Stimulus decoding and representational drift.

(A) Average confusion matrices (100 iterations) for decoders trained on responses to all images. Average decoder accuracy was 78% and 76% for days 0 and 5, respectively. Both are well above chance (6.7% ± 0.4%). The ability to differentiate correctly between the same image in different contexts, such as ABCD vs ABBD, prompted us to consider whether responses slowly drifted over time since sequences were presented in blocks of 100. (B) A decoder trained on individual elements (e.g., ABCD) accurately classifies which block responses came from, with errors decreasing along with distance between blocks (e.g., block 2 responses are more often classified as belonging to block 3 than blocks 4 or 5). Confusion matrices represent averages over decoders trained on stimuli individually (see Methods). Decoder accuracy was 68% on day 0 and 56% on day 5. (C) We estimated drift by computing Pearson’s correlation coefficients between all pairs of population vectors driven by a particular sequence element and grouped these values based of between pairs were in time/trial. Responses become less correlated as distance between trials increases during both stimulus-evoked and gray periods. The largest change in overall temporal correlation was seen between gray periods on days 0 and 5.

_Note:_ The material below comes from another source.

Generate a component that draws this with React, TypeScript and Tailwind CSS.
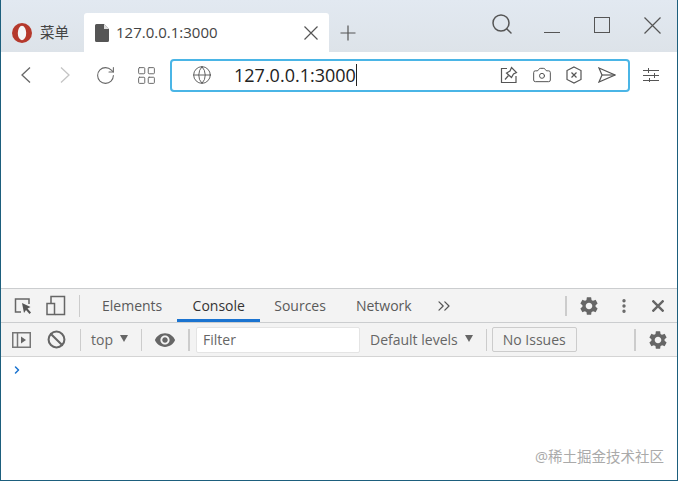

Stimulus responses shift with training.

(A) Heatmaps displaying trial-averaged responses to all sequences sorted by peak response time during ABCD. Histograms showing the binned location of peak activity for each cell shift towards stimulus-locked phasic responses after training. The green rectangle highlights the location of increased activity on day 5 relative to baseline. (B) Combining histograms across all stimulus conditions shows how temporal response latency patterning changes over days. Note that the first two time bins (66 ms) after onsets are omitted in histograms to compensate for the transmission delay from retina to L2/3 cells. Prior to training, responses slowly build up after onset. After training, responses are robust at onset and undergo quick depression prior to ramping up for the next element. Histograms based only on early trials (first 100) show that this pattern does not change significantly over the course of the imaging session. (C) To test whether changes to temporal patterning might reflect a change in the ability to discern durations, we trained decoders on responses from different time bins following sequence onset. Decoder accuracy did not change significantly as a function of training or sequence.

Dynamics during intersequence gray periods.

(A) Heatmaps displaying trial-averaged responses during gray periods following sequence presentations. Activity is shown sorted as before by peak response time during ABCD presentations (top panels) and resorted based on peak response during the gray periods only (middle panels). Histograms (bottom) reflect locations of peak activity for each cell and show that there is an increase in active population size about 300 ms after gray onset and a second uptick towards preceding the next sequence presentation at 800 ms. (B) Average confusion matrices (100 iterations) for decoders trained on responses at different delays from gray onset for day 0 (left), day 5 (middle), and the difference between them (right). (C) Overall decoder accuracy as a function of time since gray onset did not change significantly with training.